Indonesia also understands that loud declarations can backfire, especially when domestic dynamics are at play. In fact, civil society observers and policy analysts have openly reminded the Prabowo administration to remain sober and uphold Indonesia’s long-standing non-alignment, cautioning against any defence postures that could invite strategic misperception.

The government is sensitive to how Papua features in both international and domestic political debates. Amplifying the Biak story could have generated unnecessary heat and risked politicising a defence matter that Jakarta was keen to close quickly.

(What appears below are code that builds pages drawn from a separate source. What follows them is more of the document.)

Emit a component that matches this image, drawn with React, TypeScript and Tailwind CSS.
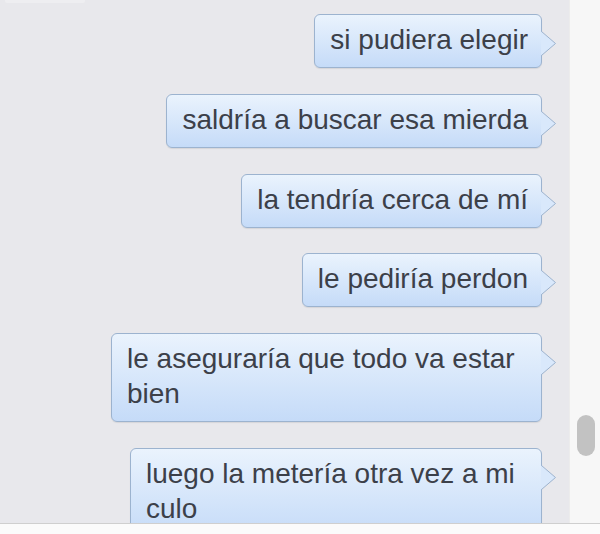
import React from "react";

type Message = {
    lines: string[];
    width?: string;
};

const messages: Message[] = [
    { lines: ["si pudiera elegir"] },
    { lines: ["saldría a buscar esa mierda"] },
    { lines: ["la tendría cerca de mí"] },
    { lines: ["le pediría perdon"] },
    { lines: ["le aseguraría que todo va estar", "bien"], width: "w-[431px]" },
    { lines: ["luego la metería otra vez a mi", "culo"], width: "w-[412px]" },
];

function Bubble({ lines, width }: Message): JSX.Element {
    return (
        <div className="relative mr-[27px]">
            <div className={`${width ?? ""} rounded-[6px] border border-[#9cb3cf] bg-linear-to-b from-[#eaf3fd] to-[#c5dbf8] pl-[15px] pr-[13px] pt-[7px] pb-[10px] text-[28px] leading-[35px] text-[#3c4049] whitespace-nowrap shadow-[0_1px_1px_rgba(0,0,0,0.08)]`}>
                {lines.map((line, i) => (
                    <div key={i}>{line}</div>
                ))}
            </div>
            {/* tail */}
            <svg className="absolute top-[17px] right-[-15px]" width="16" height="26" viewBox="0 0 16 26">
                <polygon points="0,0.5 14.5,12.5 0,24.5" fill="#d9e8fb" />
                <polyline points="0.5,0.5 14.5,12.5 0.5,24.5" fill="none" stroke="#9cb3cf" strokeWidth="1" />
            </svg>
        </div>
    );
}

export default function App(): JSX.Element {
    return (
        <div className="w-[600px] h-[534px] flex flex-col overflow-hidden" style={{ fontFamily: '"Liberation Sans", Arial, sans-serif' }}>
            <div className="flex flex-1 min-h-0">
                <div className="flex-1 bg-[#e8e8ec] overflow-hidden">
                    <div className="ml-[5px] h-[3px] w-[80px] rounded-b-[2px] bg-[#eeeef1]" />
                    <div className="flex flex-col items-end gap-[25.75px] pt-[11px]">
                        {messages.map((m, i) => (
                            <Bubble key={i} lines={m.lines} width={m.width} />
                        ))}
                    </div>
                </div>
                <div className="w-[31px] bg-[#f7f7f7] border-l border-[#ececec] pt-[415px] pl-[7px]">
                    <div className="w-[18px] h-[41px] rounded-full bg-[#c2c2c2]" />
                </div>
            </div>
            <div className="h-[11px] bg-[#fbfbfb] border-t border-[#cfcfcf]" />
        </div>
    );
}
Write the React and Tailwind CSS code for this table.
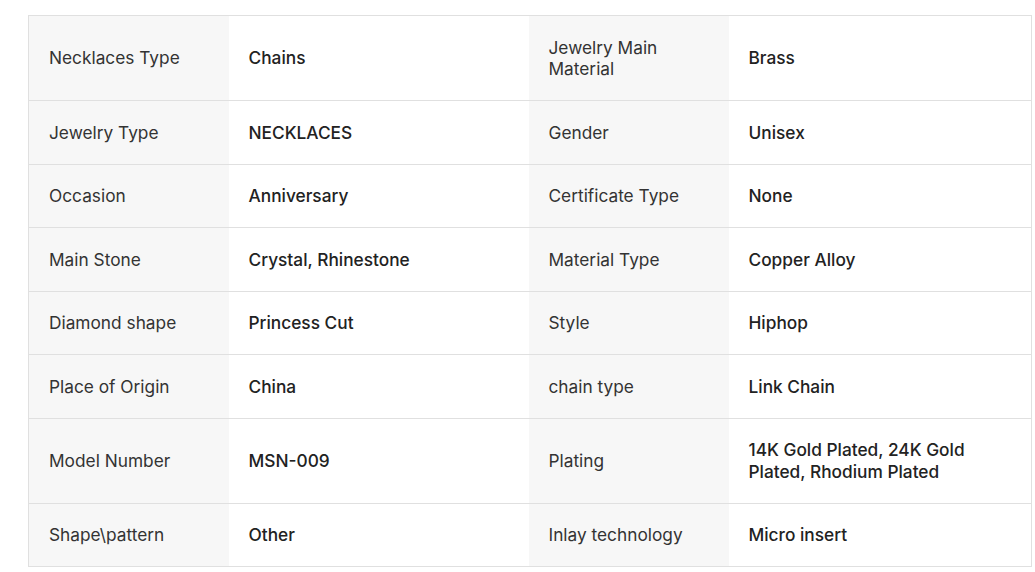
export default function App() {
  const rows = [
    ["Necklaces Type", "Chains", "Jewelry Main Material", "Brass"],
    ["Jewelry Type", "NECKLACES", "Gender", "Unisex"],
    ["Occasion", "Anniversary", "Certificate Type", "None"],
    ["Main Stone", "Crystal, Rhinestone", "Material Type", "Copper Alloy"],
    ["Diamond shape", "Princess Cut", "Style", "Hiphop"],
    ["Place of Origin", "China", "chain type", "Link Chain"],
    ["Model Number", "MSN-009", "Plating", "14K Gold Plated, 24K Gold Plated, Rhodium Plated"],
    ["Shape\\pattern", "Other", "Inlay technology", "Micro insert"],
  ];
  const label = "bg-[#f7f7f7] px-5 py-[20.5px] text-[17.3px] leading-[21.5px] text-[#333] font-normal align-middle text-left";
  const value = "bg-white px-5 py-[20.5px] text-[17.3px] leading-[21.5px] text-[#222] font-medium align-middle text-left";
  return (
    <div className="bg-white min-h-[572px] pl-[28px] pt-[15px]" style={{ fontFamily: "Inter, 'Noto Sans', sans-serif" }}>
      <table className="border-collapse table-fixed w-[1003px] border border-[#e0e0e0]">
        <colgroup>
          <col className="w-[200px]" />
          <col className="w-[300px]" />
          <col className="w-[200px]" />
          <col className="w-[303px]" />
        </colgroup>
        <tbody>
          {rows.map((r, i) => (
            <tr key={i} className="border-b border-[#e0e0e0]">
              <td className={label}>{r[0]}</td>
              <td className={value}>{r[1]}</td>
              <td className={label}>{r[2]}</td>
              <td className={value}>{r[3]}</td>
            </tr>
          ))}
        </tbody>
      </table>
    </div>
  );
}
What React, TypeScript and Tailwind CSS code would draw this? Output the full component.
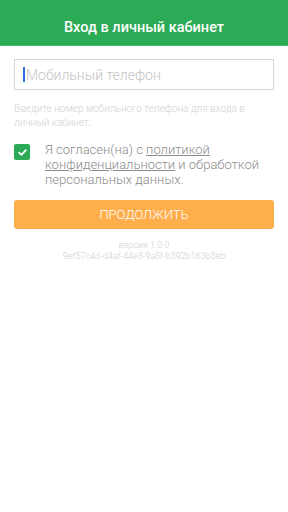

For Australia, the key is not to misread silence as passivity or fence-sitting. Indonesia’s approach may not always align with Canberra’s expectations of strategic signalling, but that does not make it opaque. Instead, it calls for a deeper understanding of how Indonesia communicates intent: often subtly, often on its own terms.

The Australia-Indonesia relationship is stronger when both sides recognise each other’s strategic cultures. Australia prefers clarity and predictability in foreign policy, while Indonesia sometimes keeps its position flexible to reduce external pressure. These differences are not flaws; they are features to be managed with mutual respect.

Misreading Indonesia’s restraint risks reinforcing a false binary: the idea that if a partner isn’t loudly with us, they must be against us. The idea that Australia needs to ‘do business with partners who have friends we don’t like’ oversimplifies the complexity of regional partnerships. Such phrasing may be analytically useful, but it risks normalising transactional attitudes in relationships that require nuance, reciprocity and long-term investment.

Indonesia’s foreign policy is rarely that binary. It is calibrated, complex and designed for flexibility. Recognising this approach for what it is—not a lack of commitment, but a deliberate form of regional statecraft—can help Australia navigate its strategic partnership with Indonesia more constructively.